- CHALLENGE -
Make an exact copy of the lines, leaving the pictures out.

- DATA SEGMENT -
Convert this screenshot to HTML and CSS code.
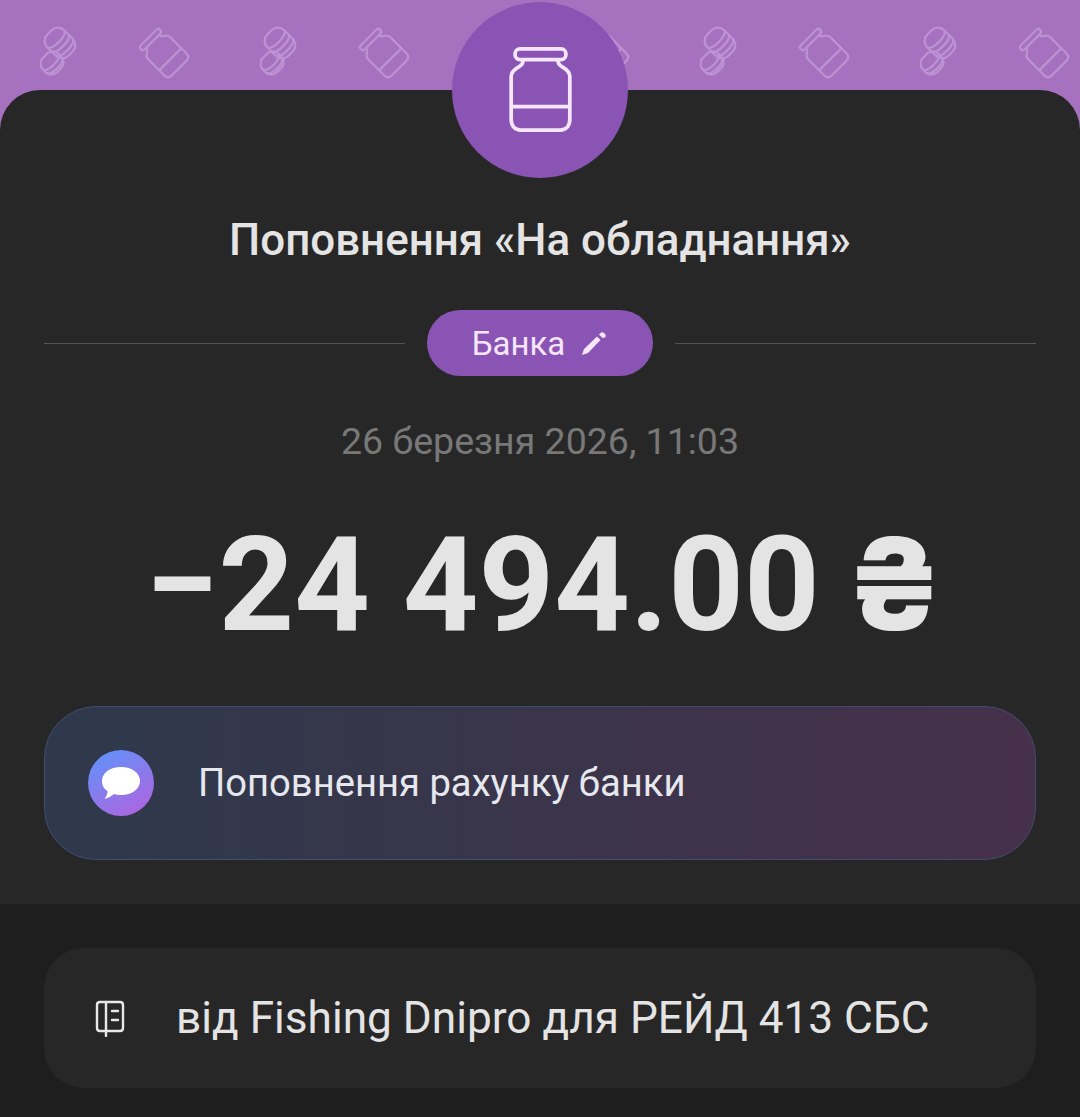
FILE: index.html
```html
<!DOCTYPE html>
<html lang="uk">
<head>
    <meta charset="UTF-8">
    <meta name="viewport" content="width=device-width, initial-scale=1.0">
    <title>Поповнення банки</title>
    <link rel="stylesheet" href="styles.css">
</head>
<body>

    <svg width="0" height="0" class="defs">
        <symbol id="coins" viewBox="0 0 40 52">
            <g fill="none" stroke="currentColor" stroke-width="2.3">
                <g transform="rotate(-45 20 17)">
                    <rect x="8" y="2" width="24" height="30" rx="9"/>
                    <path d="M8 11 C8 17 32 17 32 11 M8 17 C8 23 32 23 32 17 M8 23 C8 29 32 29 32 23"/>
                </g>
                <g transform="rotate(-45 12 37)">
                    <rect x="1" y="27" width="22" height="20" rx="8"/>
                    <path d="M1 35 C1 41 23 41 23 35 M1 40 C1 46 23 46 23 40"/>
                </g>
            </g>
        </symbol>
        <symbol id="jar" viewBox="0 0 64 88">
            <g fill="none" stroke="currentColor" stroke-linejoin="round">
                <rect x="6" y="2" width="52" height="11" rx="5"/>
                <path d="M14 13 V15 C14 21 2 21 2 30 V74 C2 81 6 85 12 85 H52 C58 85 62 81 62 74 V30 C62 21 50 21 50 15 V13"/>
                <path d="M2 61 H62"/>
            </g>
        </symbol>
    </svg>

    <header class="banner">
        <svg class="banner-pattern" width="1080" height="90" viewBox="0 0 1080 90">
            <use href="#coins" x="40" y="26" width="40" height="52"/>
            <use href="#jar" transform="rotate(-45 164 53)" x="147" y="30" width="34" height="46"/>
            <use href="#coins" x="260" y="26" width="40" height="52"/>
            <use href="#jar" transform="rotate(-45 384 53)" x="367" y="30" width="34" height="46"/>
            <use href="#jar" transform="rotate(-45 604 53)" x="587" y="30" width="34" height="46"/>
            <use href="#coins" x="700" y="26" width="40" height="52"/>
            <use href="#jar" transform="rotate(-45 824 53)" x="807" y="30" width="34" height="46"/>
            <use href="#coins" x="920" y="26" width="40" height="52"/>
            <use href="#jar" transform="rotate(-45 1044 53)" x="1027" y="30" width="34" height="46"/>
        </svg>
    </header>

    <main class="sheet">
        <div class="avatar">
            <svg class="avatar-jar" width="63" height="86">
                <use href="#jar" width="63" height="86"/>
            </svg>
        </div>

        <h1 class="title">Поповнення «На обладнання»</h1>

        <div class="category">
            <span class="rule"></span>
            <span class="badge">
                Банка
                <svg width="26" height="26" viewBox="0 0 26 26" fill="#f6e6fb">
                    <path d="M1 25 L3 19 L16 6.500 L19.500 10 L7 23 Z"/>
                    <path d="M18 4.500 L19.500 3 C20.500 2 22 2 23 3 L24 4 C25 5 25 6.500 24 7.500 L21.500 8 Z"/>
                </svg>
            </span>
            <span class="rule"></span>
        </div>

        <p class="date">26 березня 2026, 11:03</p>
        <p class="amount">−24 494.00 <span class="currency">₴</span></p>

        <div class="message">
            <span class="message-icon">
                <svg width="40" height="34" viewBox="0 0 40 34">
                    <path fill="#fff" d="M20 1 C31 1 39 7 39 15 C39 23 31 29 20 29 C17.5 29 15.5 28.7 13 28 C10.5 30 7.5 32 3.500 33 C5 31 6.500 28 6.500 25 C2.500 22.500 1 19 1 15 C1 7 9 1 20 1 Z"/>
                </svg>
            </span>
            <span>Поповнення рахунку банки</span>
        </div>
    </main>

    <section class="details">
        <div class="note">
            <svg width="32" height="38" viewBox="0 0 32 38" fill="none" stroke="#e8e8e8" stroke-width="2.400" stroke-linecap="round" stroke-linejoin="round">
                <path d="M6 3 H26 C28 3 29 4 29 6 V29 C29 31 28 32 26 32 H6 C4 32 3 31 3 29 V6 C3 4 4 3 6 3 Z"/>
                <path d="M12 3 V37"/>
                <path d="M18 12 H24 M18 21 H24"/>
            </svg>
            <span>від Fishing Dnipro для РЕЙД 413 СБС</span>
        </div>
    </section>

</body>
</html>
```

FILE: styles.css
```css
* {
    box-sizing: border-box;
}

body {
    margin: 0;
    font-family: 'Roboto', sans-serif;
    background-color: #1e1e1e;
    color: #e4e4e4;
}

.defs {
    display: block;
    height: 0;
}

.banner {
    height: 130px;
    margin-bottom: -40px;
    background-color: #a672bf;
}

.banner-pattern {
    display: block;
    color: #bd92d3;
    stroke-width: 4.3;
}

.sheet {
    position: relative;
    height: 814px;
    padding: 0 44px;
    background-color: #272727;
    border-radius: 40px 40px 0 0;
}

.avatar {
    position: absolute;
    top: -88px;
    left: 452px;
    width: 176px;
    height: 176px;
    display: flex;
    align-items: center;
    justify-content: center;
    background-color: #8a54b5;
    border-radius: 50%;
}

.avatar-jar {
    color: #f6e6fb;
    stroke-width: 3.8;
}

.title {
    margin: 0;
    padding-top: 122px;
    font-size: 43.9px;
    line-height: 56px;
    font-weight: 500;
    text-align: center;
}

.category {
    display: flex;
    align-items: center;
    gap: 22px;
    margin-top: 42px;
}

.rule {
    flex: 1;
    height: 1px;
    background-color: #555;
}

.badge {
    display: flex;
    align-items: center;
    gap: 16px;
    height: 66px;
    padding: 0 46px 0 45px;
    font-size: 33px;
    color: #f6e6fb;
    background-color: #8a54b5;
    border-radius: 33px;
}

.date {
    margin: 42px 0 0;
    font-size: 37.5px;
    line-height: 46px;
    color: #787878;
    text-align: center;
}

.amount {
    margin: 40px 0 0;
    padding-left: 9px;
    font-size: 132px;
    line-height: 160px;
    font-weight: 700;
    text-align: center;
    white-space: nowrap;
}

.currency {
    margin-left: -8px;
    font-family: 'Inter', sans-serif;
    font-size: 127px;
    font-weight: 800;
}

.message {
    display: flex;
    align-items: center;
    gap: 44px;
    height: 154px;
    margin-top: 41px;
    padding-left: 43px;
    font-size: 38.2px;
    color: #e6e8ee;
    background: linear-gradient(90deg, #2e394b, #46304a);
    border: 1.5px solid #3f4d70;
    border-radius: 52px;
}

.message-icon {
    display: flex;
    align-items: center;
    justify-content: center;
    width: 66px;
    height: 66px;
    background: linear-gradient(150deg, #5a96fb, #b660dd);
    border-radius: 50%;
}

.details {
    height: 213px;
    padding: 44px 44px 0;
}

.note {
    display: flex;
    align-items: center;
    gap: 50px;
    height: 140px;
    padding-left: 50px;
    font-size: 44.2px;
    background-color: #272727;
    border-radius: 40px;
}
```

- EXERCISE RESULT -
Convert this screenshot to HTML and CSS code.
FILE: index.html
```html
<!DOCTYPE html>
<html lang="uk">
<head>
    <meta charset="UTF-8">
    <meta name="viewport" content="width=device-width, initial-scale=1.0">
    <title>Поповнення банки</title>
    <link rel="stylesheet" href="styles.css">
</head>
<body>

    <svg width="0" height="0" class="defs">
        <symbol id="coins" viewBox="0 0 40 52">
            <g fill="none" stroke="currentColor" stroke-width="2.3">
                <g transform="rotate(-45 20 17)">
                    <rect x="8" y="2" width="24" height="30" rx="9"/>
                    <path d="M8 11 C8 17 32 17 32 11 M8 17 C8 23 32 23 32 17 M8 23 C8 29 32 29 32 23"/>
                </g>
                <g transform="rotate(-45 12 37)">
                    <rect x="1" y="27" width="22" height="20" rx="8"/>
                    <path d="M1 35 C1 41 23 41 23 35 M1 40 C1 46 23 46 23 40"/>
                </g>
            </g>
        </symbol>
        <symbol id="jar" viewBox="0 0 64 88">
            <g fill="none" stroke="currentColor" stroke-linejoin="round">
                <rect x="6" y="2" width="52" height="11" rx="5"/>
                <path d="M14 13 V15 C14 21 2 21 2 30 V74 C2 81 6 85 12 85 H52 C58 85 62 81 62 74 V30 C62 21 50 21 50 15 V13"/>
                <path d="M2 61 H62"/>
            </g>
        </symbol>
    </svg>

    <header class="banner">
        <svg class="banner-pattern" width="1080" height="90" viewBox="0 0 1080 90">
            <use href="#coins" x="40" y="26" width="40" height="52"/>
            <use href="#jar" transform="rotate(-45 164 53)" x="147" y="30" width="34" height="46"/>
            <use href="#coins" x="260" y="26" width="40" height="52"/>
            <use href="#jar" transform="rotate(-45 384 53)" x="367" y="30" width="34" height="46"/>
            <use href="#jar" transform="rotate(-45 604 53)" x="587" y="30" width="34" height="46"/>
            <use href="#coins" x="700" y="26" width="40" height="52"/>
            <use href="#jar" transform="rotate(-45 824 53)" x="807" y="30" width="34" height="46"/>
            <use href="#coins" x="920" y="26" width="40" height="52"/>
            <use href="#jar" transform="rotate(-45 1044 53)" x="1027" y="30" width="34" height="46"/>
        </svg>
    </header>

    <main class="sheet">
        <div class="avatar">
            <svg class="avatar-jar" width="63" height="86">
                <use href="#jar" width="63" height="86"/>
            </svg>
        </div>

        <h1 class="title">Поповнення «На обладнання»</h1>

        <div class="category">
            <span class="rule"></span>
            <span class="badge">
                Банка
                <svg width="26" height="26" viewBox="0 0 26 26" fill="#f6e6fb">
                    <path d="M1 25 L3 19 L16 6.500 L19.500 10 L7 23 Z"/>
                    <path d="M18 4.500 L19.500 3 C20.500 2 22 2 23 3 L24 4 C25 5 25 6.500 24 7.500 L21.500 8 Z"/>
                </svg>
            </span>
            <span class="rule"></span>
        </div>

        <p class="date">26 березня 2026, 11:03</p>
        <p class="amount">−24 494.00 <span class="currency">₴</span></p>

        <div class="message">
            <span class="message-icon">
                <svg width="40" height="34" viewBox="0 0 40 34">
                    <path fill="#fff" d="M20 1 C31 1 39 7 39 15 C39 23 31 29 20 29 C17.5 29 15.5 28.7 13 28 C10.5 30 7.5 32 3.500 33 C5 31 6.500 28 6.500 25 C2.500 22.500 1 19 1 15 C1 7 9 1 20 1 Z"/>
                </svg>
            </span>
            <span>Поповнення рахунку банки</span>
        </div>
    </main>

    <section class="details">
        <div class="note">
            <svg width="32" height="38" viewBox="0 0 32 38" fill="none" stroke="#e8e8e8" stroke-width="2.400" stroke-linecap="round" stroke-linejoin="round">
                <path d="M6 3 H26 C28 3 29 4 29 6 V29 C29 31 28 32 26 32 H6 C4 32 3 31 3 29 V6 C3 4 4 3 6 3 Z"/>
                <path d="M12 3 V37"/>
                <path d="M18 12 H24 M18 21 H24"/>
            </svg>
            <span>від Fishing Dnipro для РЕЙД 413 СБС</span>
        </div>
    </section>

</body>
</html>
```

FILE: styles.css
```css
* {
    box-sizing: border-box;
}

body {
    margin: 0;
    font-family: 'Roboto', sans-serif;
    background-color: #1e1e1e;
    color: #e4e4e4;
}

.defs {
    display: block;
    height: 0;
}

.banner {
    height: 130px;
    margin-bottom: -40px;
    background-color: #a672bf;
}

.banner-pattern {
    display: block;
    color: #bd92d3;
    stroke-width: 4.3;
}

.sheet {
    position: relative;
    height: 814px;
    padding: 0 44px;
    background-color: #272727;
    border-radius: 40px 40px 0 0;
}

.avatar {
    position: absolute;
    top: -88px;
    left: 452px;
    width: 176px;
    height: 176px;
    display: flex;
    align-items: center;
    justify-content: center;
    background-color: #8a54b5;
    border-radius: 50%;
}

.avatar-jar {
    color: #f6e6fb;
    stroke-width: 3.8;
}

.title {
    margin: 0;
    padding-top: 122px;
    font-size: 43.9px;
    line-height: 56px;
    font-weight: 500;
    text-align: center;
}

.category {
    display: flex;
    align-items: center;
    gap: 22px;
    margin-top: 42px;
}

.rule {
    flex: 1;
    height: 1px;
    background-color: #555;
}

.badge {
    display: flex;
    align-items: center;
    gap: 16px;
    height: 66px;
    padding: 0 46px 0 45px;
    font-size: 33px;
    color: #f6e6fb;
    background-color: #8a54b5;
    border-radius: 33px;
}

.date {
    margin: 42px 0 0;
    font-size: 37.5px;
    line-height: 46px;
    color: #787878;
    text-align: center;
}

.amount {
    margin: 40px 0 0;
    padding-left: 9px;
    font-size: 132px;
    line-height: 160px;
    font-weight: 700;
    text-align: center;
    white-space: nowrap;
}

.currency {
    margin-left: -8px;
    font-family: 'Inter', sans-serif;
    font-size: 127px;
    font-weight: 800;
}

.message {
    display: flex;
    align-items: center;
    gap: 44px;
    height: 154px;
    margin-top: 41px;
    padding-left: 43px;
    font-size: 38.2px;
    color: #e6e8ee;
    background: linear-gradient(90deg, #2e394b, #46304a);
    border: 1.5px solid #3f4d70;
    border-radius: 52px;
}

.message-icon {
    display: flex;
    align-items: center;
    justify-content: center;
    width: 66px;
    height: 66px;
    background: linear-gradient(150deg, #5a96fb, #b660dd);
    border-radius: 50%;
}

.details {
    height: 213px;
    padding: 44px 44px 0;
}

.note {
    display: flex;
    align-items: center;
    gap: 50px;
    height: 140px;
    padding-left: 50px;
    font-size: 44.2px;
    background-color: #272727;
    border-radius: 40px;
}
```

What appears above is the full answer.